When I was trying to decide whether or not to drop out of my literature Ph.D. program, this song saved my sanity, it was so close to my state of mind. In fact there were no old-school bearded professors; I was graded and found wanting by the Marxist-feminist wing (not that there was in any way such a unified thing at the University of Chicago, as everyone was bitchy and competitive and I wasn't punk enough, bisexual enough or in favor, at least rhetorically, of blowing up buildings enough. By the time I left I honestly couldn't tell old-fashioned patriarchal oppression from new modern politically correct oppression. Enough years out of the academy during a Republican administration and meeting women who against all common sense refuse to call themselves feminists have mostly cured me of this.

3) "Blowin' in the Wind" by Bob Dylan

How many years can a mountain exist
Before it’s washed to the sea?
Yes, n’ how many years can some people exist
Before they’re allowed to be free?
Yes, n’ how many times can a man turn his head,
Pretending he just doesn’t see?
The answer, my friend, is blowin’ in the wind,
The answer is blowin’ in the wind.
I loved this song as a child because Peter, Paul and Mary sang it, long before I had any idea what it was about or when or why it was written. I loved it again as a teenager when I understood exactly what it was about and when and why it was written. I love it now because although the face I envision for "a man" has changed, the relevance has become all the greater, and all the more poignant.

I had a very hard time narrowing this meme to three...was hugely tempted to use the non-anthemic but wonderful "In the Passage" by Dan Fogelberg ("There's a time when the traveler is fated to find/That insight has turned his gaze behind, behind/And the steps taken yesterday will beckon again/And lead to his weary journey's end, his journey's end/And in the passage from the cradle to the grave/We are borne, madly dancing/Rushing headlong through the crashing of the days/We run on and on without a backwards glance") because The Innocent Age was my favorite album in high school, which I think is pretty ironic, looking at the lyrics tonight and wondering how I had such a taste for nostalgia when I was too young to have anything to be nostalgic about. Kathy Mattea's "Further and Further Away", which is not an anthem, has the same effect (Mattea's "I Wear Your Love", which is an anthem, has unfortunately not really been mine except in theory). I think my great love of the Dawson's Creek soundtracks stems from its combination of forward-looking love songs like "Kiss Me" and twisted nostalgic pieces like "Waiting For My Real Life To Begin".

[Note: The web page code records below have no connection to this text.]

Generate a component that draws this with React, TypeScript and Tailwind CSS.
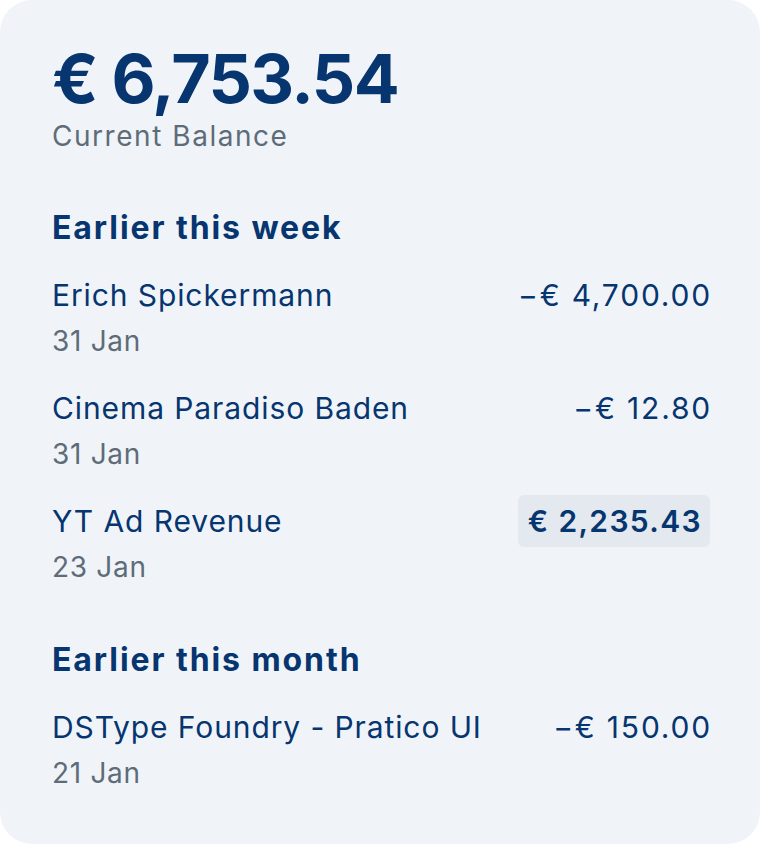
import React from 'react'

type Tx = {
  name: string
  date: string
  amount: string
  highlight?: boolean
}

const WEEK: Tx[] = [
  { name: 'Erich Spickermann', date: '31 Jan', amount: '−€ 4,700.00' },
  { name: 'Cinema Paradiso Baden', date: '31 Jan', amount: '−€ 12.80' },
  { name: 'YT Ad Revenue', date: '23 Jan', amount: '€ 2,235.43', highlight: true },
]

const MONTH: Tx[] = [
  { name: 'DSType Foundry - Pratico UI', date: '21 Jan', amount: '−€ 150.00' },
]

const Row = ({ name, date, amount, highlight }: Tx) => {
  return (
    <li className="flex flex-col">
      <div className="flex items-center justify-between h-[52px]">
        <span className="text-[30px] leading-[36px] tracking-[0.03em]">{name}</span>
        {highlight ? (
          <span className="text-[30px] font-semibold tracking-[0.045em] bg-[#e3e9ef] rounded-[6px] pl-[10px] pr-[8px] h-[52px] flex items-center">
            {amount}
          </span>
        ) : (
          <span className="text-[30px] leading-[36px] tracking-[0.06em] -mr-[2px]">{amount}</span>
        )}
      </div>
      <span className="text-[28px] text-[#5e6c79] leading-[32px] mt-[4px] tracking-[0.025em]">{date}</span>
    </li>
  )
}

const Section = ({ title, items }: { title: string; items: Tx[] }) => {
  return (
    <section className="flex flex-col">
      <h2 className="text-[32px] font-bold tracking-[0.06em] leading-[40px]">{title}</h2>
      <ul className="mt-[21px] flex flex-col gap-[25px]">
        {items.map((t) => (
          <Row key={t.name} {...t} />
        ))}
      </ul>
    </section>
  )
}

export default function App() {
  return (
    <div className="w-[760px] h-[844px] bg-white" style={{ fontFamily: 'Inter, "Noto Sans", sans-serif' }}>
      <div className="h-full rounded-[32px] bg-[#f0f4f8] pl-[52px] pr-[50px] pt-[42px] text-[#063570]">
        <div className="flex flex-col">
          <span className="text-[68px] font-bold leading-[72px] tracking-[-0.024em]">€ 6,753.54</span>
          <span className="text-[28px] text-[#5e6c79] leading-[32px] mt-[6px] tracking-[0.055em]">Current Balance</span>
        </div>
        <div className="mt-[56px] flex flex-col gap-[57px]">
          <Section title="Earlier this week" items={WEEK} />
          <Section title="Earlier this month" items={MONTH} />
        </div>
      </div>
    </div>
  )
}
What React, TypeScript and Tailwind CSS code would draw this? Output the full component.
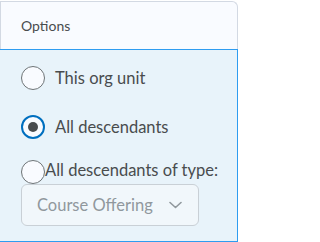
export default function App() {
  return (
    <div className="w-[240px] h-[242px] bg-white overflow-hidden" style={{ fontFamily: 'Lato, "Open Sans", sans-serif' }}>
      <div className="w-[238px] mt-px">
        <div className="h-[48px] bg-[#f9fbff] border-l border-r border-t border-[#d3d9e3] rounded-tr-[6px] flex items-center pl-[20px] text-[14px] text-[#494c4e]">
          Options
        </div>
        <div className="h-[193px] bg-[#e8f3fa] border-t border-b border-r border-[#2e9cf0] pt-[16px] pl-[21px]">
          <label className="flex items-center h-[24px] gap-[10px]">
            <span className="w-[24px] h-[24px] rounded-full border border-[#6e7477] bg-[#f9fbff]" />
            <span className="text-[16.5px] text-[#494c4e]">This org unit</span>
          </label>
          <label className="flex items-center h-[24px] gap-[10px] mt-[25px]">
            <span className="w-[24px] h-[24px] rounded-full border-2 border-[#006fbf] bg-[#f9fbff] flex items-center justify-center">
              <span className="w-[10px] h-[10px] rounded-full bg-[#494c4e]" />
            </span>
            <span className="text-[16.5px] text-[#494c4e]">All descendants</span>
          </label>
          <label className="flex items-center h-[23px] mt-[21px]">
            <span className="w-[24px] h-[24px] rounded-full border border-[#6e7477] bg-[#f9fbff]" />
            <span className="text-[16.5px] text-[#494c4e] -mt-[2px]">All descendants of type:</span>
          </label>
          <div className="mt-px w-[178px] h-[42px] rounded-[6px] border border-[#c9d0d6] bg-[#f1f7fb] flex items-center pl-[15px] pr-[16px] justify-between">
            <span className="text-[16.5px] text-[#90989d]">Course Offering</span>
            <svg width="13" height="8" viewBox="0 0 13 8" fill="none">
              <path d="M1 1.5l5.5 5 5.5-5" stroke="#90989d" strokeWidth="1.6" strokeLinecap="round" strokeLinejoin="round" />
            </svg>
          </div>
        </div>
      </div>
    </div>
  );
}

Okay, you know what? I have three more. But I'll keep them short.

1) "Hold On" by Mary Beth

At the start of your life, are you given a golden key
To personalize, so carefully
And slowly you groove it, make it your own
And when you find where it fits well, swing it wide
And follow him home, examine his soul.
Because as an explanation of how romantic love works, I just love this.

2) "Telling Stories" by Tracy Chapman

There is fiction in the space between
The lines on your page of memories
Write it down but it doesn’t mean
You’re not just telling stories
There is fiction in the space between
You and me.
She's a wonderful lyricist, and her love songs absolutely break me up ("The Promise" is both an A/B and R/S song for me, if you want a fandom connection). But this one, as pointed out at some point, doesn't only have to be about how personal memory and rewriting works; it could be about how fan fiction works.

3) "A Poem on the Underground Wall" by Paul Simon

Now from his pocket quick he flashes,
The crayon on the wall he slashes,
Deep upon the advertising,
A single worded poem comprised
Of four letters.
And his heart is laughing, screaming, pounding
The poem across the tracks rebounding
Shadowed by the exit light
His legs take their ascending flight
To seek the breast of darkness and be suckled by the night.
Picking one quote from Paul Simon is like picking one play from Shakespeare -- yes, I mean it, I think he's the greatest poet of a generation. This one has the lyric cleverness, the social rebellion, the wit, the manic rhythm...the F word as poetry. I love it.